-- START --

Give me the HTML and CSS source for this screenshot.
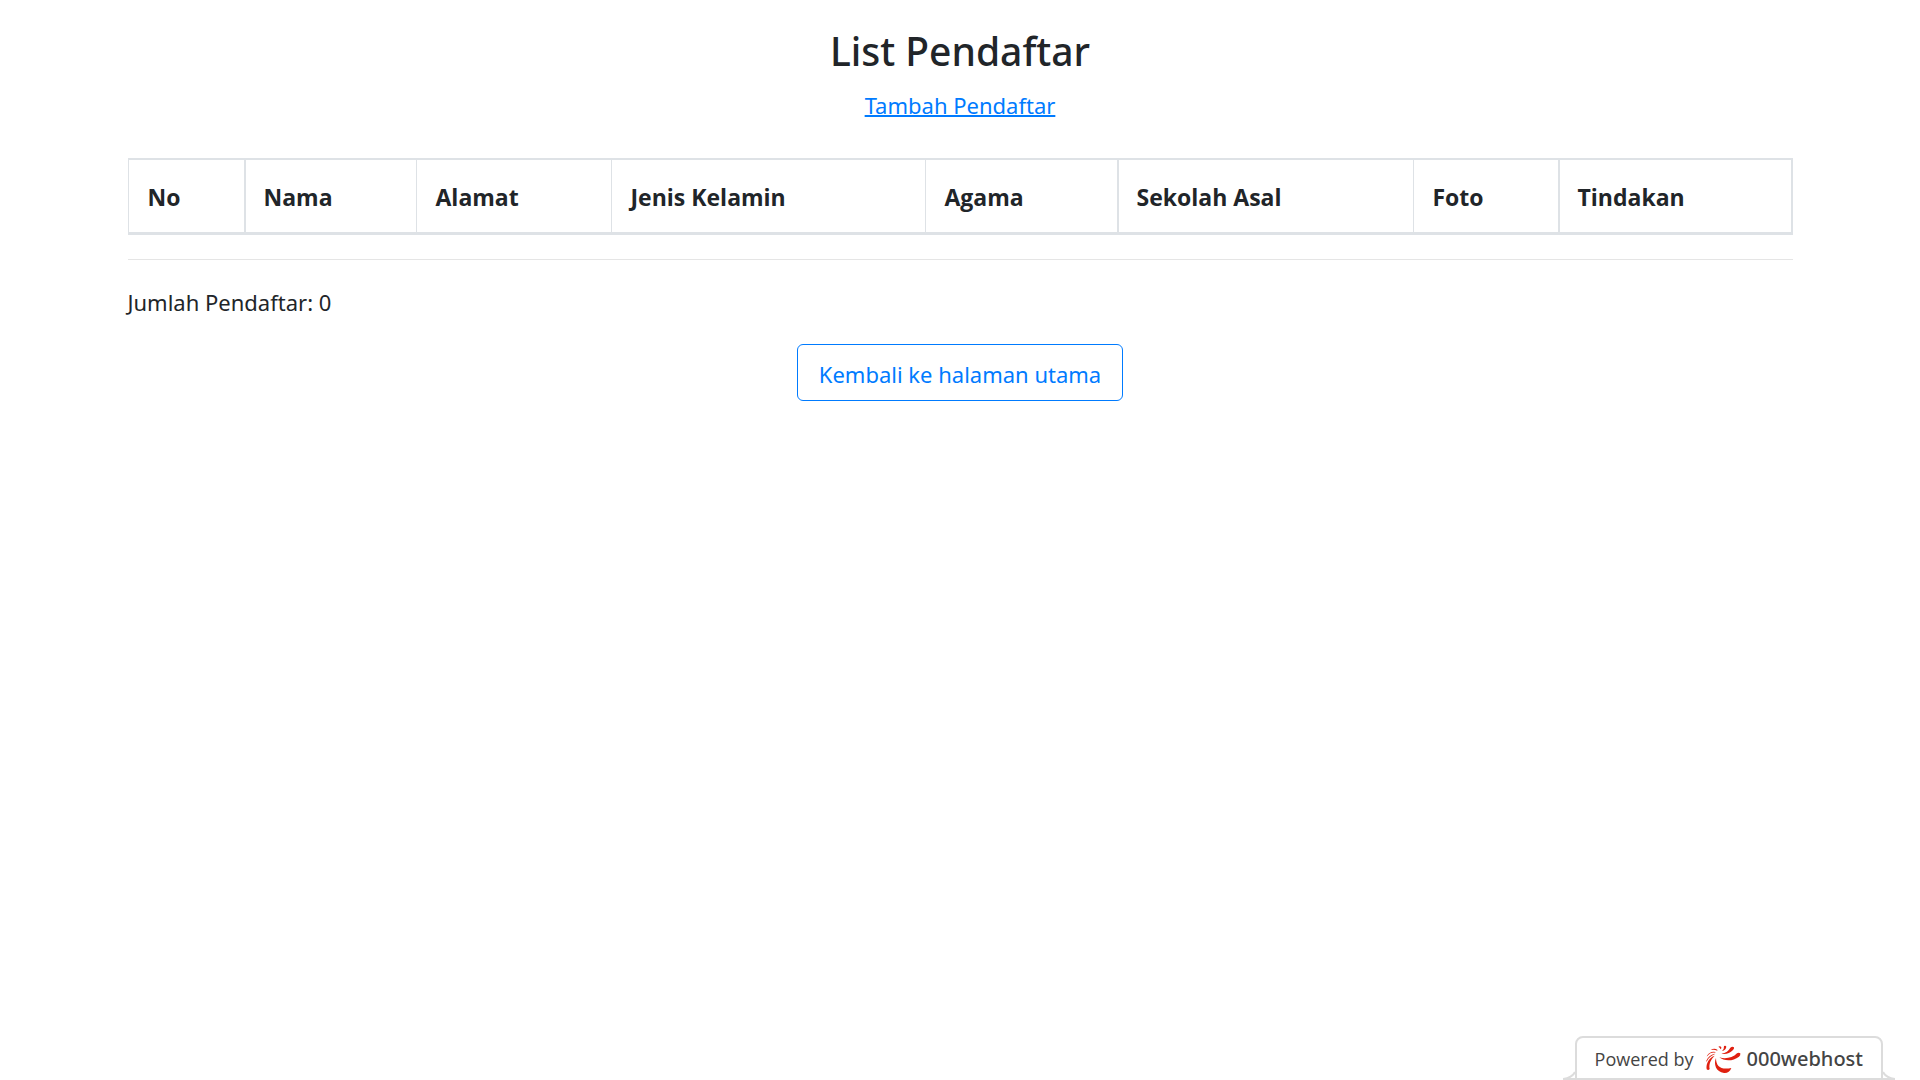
FILE: index.html
```html
<!DOCTYPE html>
<html lang="id">
<head>
<meta charset="utf-8">
<meta name="viewport" content="width=device-width, initial-scale=1">
<title>List Pendaftar</title>
<link rel="stylesheet" href="styles.css">
</head>
<body>
<main class="container">
  <header class="page-header">
    <h1 class="title">List Pendaftar</h1>
    <a class="add-link" href="#tambah">Tambah Pendaftar</a>
  </header>
  <table class="table">
    <colgroup>
      <col class="col-no"><col class="col-nama"><col class="col-alamat"><col class="col-kelamin">
      <col class="col-agama"><col class="col-sekolah"><col class="col-foto"><col class="col-tindakan">
    </colgroup>
    <thead>
      <tr>
        <th scope="col">No</th>
        <th scope="col" class="strong">Nama</th>
        <th scope="col">Alamat</th>
        <th scope="col">Jenis Kelamin</th>
        <th scope="col">Agama</th>
        <th scope="col" class="strong">Sekolah Asal</th>
        <th scope="col">Foto</th>
        <th scope="col" class="strong">Tindakan</th>
      </tr>
    </thead>
  </table>
  <hr class="divider">
  <p class="total">Jumlah Pendaftar: 0</p>
  <div class="actions">
    <button class="btn" type="button">Kembali ke halaman utama</button>
  </div>
</main>
<a class="badge" href="#hosting">
  <svg class="flare" viewBox="0 0 12 44" aria-hidden="true"><path d="M0 43Q9 42 12 36V43z" fill="#fff"/><path d="M0 43H12M0 43Q9 42 12 36" fill="none" stroke="#dcdcdc" stroke-width="2"/></svg>
  <span class="badge-body">
    <span class="powered">Powered by</span>
    <svg class="logo" viewBox="470 70 108 90" aria-hidden="true" fill="#e02010">
      <path d="M503 112C503 138 518 148 549 142C545 153 537 158 527 157C503 154 495 130 503 112z"/>
      <path d="M499 105C487 117 481 130 484 145Q480 150 475 146C472 128 483 110 499 105z"/>
      <path d="M513 110C530 116 553 112 566 98Q571 94 576 98Q577 105 572 108C553 123 526 121 513 110z"/>
      <path d="M519 99C532 97 542 90 546 81Q552 76 557 80Q558 85 554 88C544 98 532 102 519 99z"/>
      <path d="M521 91Q528 86 527 76Q532 73 534 78Q533 88 521 91z"/>
      <path d="M516 86Q517 81 510 78Q516 75 519 80Q520 84 516 86z"/>
      <path d="M507 87Q497 81 487 88Q497 85 507 90z"/>
      <path d="M501 94Q486 91 477 104Q474 109 477 106Q487 94 501 96z"/>
      <path d="M499 99Q481 104 474 120Q473 126 476 121Q483 107 499 101z"/>
    </svg>
    <span class="brand">000webhost</span>
  </span>
  <svg class="flare" viewBox="0 0 12 44" aria-hidden="true"><path d="M12 43Q3 42 0 36V43z" fill="#fff"/><path d="M12 43H0M12 43Q3 42 0 36" fill="none" stroke="#dcdcdc" stroke-width="2"/></svg>
</a>
</body>
</html>
```
FILE: styles.css
```css
* { box-sizing: border-box; }
body {
  margin: 0;
  background: #fff;
  color: #212529;
  font: 400 22px/36px "Noto Sans", "Open Sans", sans-serif;
}
.container {
  max-width: 1709px;
  margin: 0 auto;
  padding: 26px 22px;
}
.page-header {
  text-align: center;
  margin-bottom: 35px;
}
.title {
  margin: 0 0 11px;
  font-size: 39px;
  font-weight: 500;
  line-height: 50px;
}
.add-link {
  display: inline-block;
  color: #007bff;
  text-decoration: underline;
  text-decoration-thickness: 2px;
}
.table {
  width: 100%;
  table-layout: fixed;
  border-collapse: separate;
  border-spacing: 0;
  border: solid #dee2e6;
  border-width: 2px 2px 3px 0;
}
.table th {
  padding: 19px 16px 17px 19px;
  border-left: 1px solid #dee2e6;
  text-align: left;
  font: 700 23px/36px "Open Sans", "Noto Sans", sans-serif;
}
.table .strong {
  padding-left: 18px;
  border-left-width: 2px;
}
.col-no { width: 116px; }
.col-nama { width: 172px; }
.col-alamat { width: 195px; }
.col-kelamin { width: 314px; }
.col-agama { width: 192px; }
.col-sekolah { width: 296px; }
.col-foto { width: 145px; }
.col-tindakan { width: 233px; }
.divider {
  margin: 24px 0;
  border: 0;
  border-top: 1px solid #e5e5e5;
}
.total { margin: 0 0 24px; }
.actions { text-align: center; }
.btn {
  padding: 11px 21px 8px;
  border: 1px solid #007bff;
  border-radius: 6px;
  background: transparent;
  color: #007bff;
  font: inherit;
}
.badge {
  position: fixed;
  right: 25px;
  bottom: 0;
  display: flex;
  color: #444;
  text-decoration: none;
}
.flare {
  width: 12px;
  height: 44px;
}
.badge-body {
  display: flex;
  align-items: center;
  height: 44px;
  padding: 2px 18px 0;
  border: 2px solid #dcdcdc;
  border-radius: 8px 8px 0 0;
  background: #fff;
  font: 400 18px/28px "Open Sans", "Noto Sans", sans-serif;
}
.logo {
  width: 36px;
  height: 30px;
  margin: 0 6px 0 11px;
}
.brand {
  font-family: "Noto Sans", "Open Sans", sans-serif;
  font-size: 20px;
  font-weight: 500;
}
```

-- END --

AIM OF THE TASK: Repeat the data in full and exactly. Omit pictures.

RESULT:
Give me the HTML and CSS source for this screenshot.
FILE: index.html
```html
<!DOCTYPE html>
<html lang="id">
<head>
<meta charset="utf-8">
<meta name="viewport" content="width=device-width, initial-scale=1">
<title>List Pendaftar</title>
<link rel="stylesheet" href="styles.css">
</head>
<body>
<main class="container">
  <header class="page-header">
    <h1 class="title">List Pendaftar</h1>
    <a class="add-link" href="#tambah">Tambah Pendaftar</a>
  </header>
  <table class="table">
    <colgroup>
      <col class="col-no"><col class="col-nama"><col class="col-alamat"><col class="col-kelamin">
      <col class="col-agama"><col class="col-sekolah"><col class="col-foto"><col class="col-tindakan">
    </colgroup>
    <thead>
      <tr>
        <th scope="col">No</th>
        <th scope="col" class="strong">Nama</th>
        <th scope="col">Alamat</th>
        <th scope="col">Jenis Kelamin</th>
        <th scope="col">Agama</th>
        <th scope="col" class="strong">Sekolah Asal</th>
        <th scope="col">Foto</th>
        <th scope="col" class="strong">Tindakan</th>
      </tr>
    </thead>
  </table>
  <hr class="divider">
  <p class="total">Jumlah Pendaftar: 0</p>
  <div class="actions">
    <button class="btn" type="button">Kembali ke halaman utama</button>
  </div>
</main>
<a class="badge" href="#hosting">
  <svg class="flare" viewBox="0 0 12 44" aria-hidden="true"><path d="M0 43Q9 42 12 36V43z" fill="#fff"/><path d="M0 43H12M0 43Q9 42 12 36" fill="none" stroke="#dcdcdc" stroke-width="2"/></svg>
  <span class="badge-body">
    <span class="powered">Powered by</span>
    <svg class="logo" viewBox="470 70 108 90" aria-hidden="true" fill="#e02010">
      <path d="M503 112C503 138 518 148 549 142C545 153 537 158 527 157C503 154 495 130 503 112z"/>
      <path d="M499 105C487 117 481 130 484 145Q480 150 475 146C472 128 483 110 499 105z"/>
      <path d="M513 110C530 116 553 112 566 98Q571 94 576 98Q577 105 572 108C553 123 526 121 513 110z"/>
      <path d="M519 99C532 97 542 90 546 81Q552 76 557 80Q558 85 554 88C544 98 532 102 519 99z"/>
      <path d="M521 91Q528 86 527 76Q532 73 534 78Q533 88 521 91z"/>
      <path d="M516 86Q517 81 510 78Q516 75 519 80Q520 84 516 86z"/>
      <path d="M507 87Q497 81 487 88Q497 85 507 90z"/>
      <path d="M501 94Q486 91 477 104Q474 109 477 106Q487 94 501 96z"/>
      <path d="M499 99Q481 104 474 120Q473 126 476 121Q483 107 499 101z"/>
    </svg>
    <span class="brand">000webhost</span>
  </span>
  <svg class="flare" viewBox="0 0 12 44" aria-hidden="true"><path d="M12 43Q3 42 0 36V43z" fill="#fff"/><path d="M12 43H0M12 43Q3 42 0 36" fill="none" stroke="#dcdcdc" stroke-width="2"/></svg>
</a>
</body>
</html>
```
FILE: styles.css
```css
* { box-sizing: border-box; }
body {
  margin: 0;
  background: #fff;
  color: #212529;
  font: 400 22px/36px "Noto Sans", "Open Sans", sans-serif;
}
.container {
  max-width: 1709px;
  margin: 0 auto;
  padding: 26px 22px;
}
.page-header {
  text-align: center;
  margin-bottom: 35px;
}
.title {
  margin: 0 0 11px;
  font-size: 39px;
  font-weight: 500;
  line-height: 50px;
}
.add-link {
  display: inline-block;
  color: #007bff;
  text-decoration: underline;
  text-decoration-thickness: 2px;
}
.table {
  width: 100%;
  table-layout: fixed;
  border-collapse: separate;
  border-spacing: 0;
  border: solid #dee2e6;
  border-width: 2px 2px 3px 0;
}
.table th {
  padding: 19px 16px 17px 19px;
  border-left: 1px solid #dee2e6;
  text-align: left;
  font: 700 23px/36px "Open Sans", "Noto Sans", sans-serif;
}
.table .strong {
  padding-left: 18px;
  border-left-width: 2px;
}
.col-no { width: 116px; }
.col-nama { width: 172px; }
.col-alamat { width: 195px; }
.col-kelamin { width: 314px; }
.col-agama { width: 192px; }
.col-sekolah { width: 296px; }
.col-foto { width: 145px; }
.col-tindakan { width: 233px; }
.divider {
  margin: 24px 0;
  border: 0;
  border-top: 1px solid #e5e5e5;
}
.total { margin: 0 0 24px; }
.actions { text-align: center; }
.btn {
  padding: 11px 21px 8px;
  border: 1px solid #007bff;
  border-radius: 6px;
  background: transparent;
  color: #007bff;
  font: inherit;
}
.badge {
  position: fixed;
  right: 25px;
  bottom: 0;
  display: flex;
  color: #444;
  text-decoration: none;
}
.flare {
  width: 12px;
  height: 44px;
}
.badge-body {
  display: flex;
  align-items: center;
  height: 44px;
  padding: 2px 18px 0;
  border: 2px solid #dcdcdc;
  border-radius: 8px 8px 0 0;
  background: #fff;
  font: 400 18px/28px "Open Sans", "Noto Sans", sans-serif;
}
.logo {
  width: 36px;
  height: 30px;
  margin: 0 6px 0 11px;
}
.brand {
  font-family: "Noto Sans", "Open Sans", sans-serif;
  font-size: 20px;
  font-weight: 500;
}
```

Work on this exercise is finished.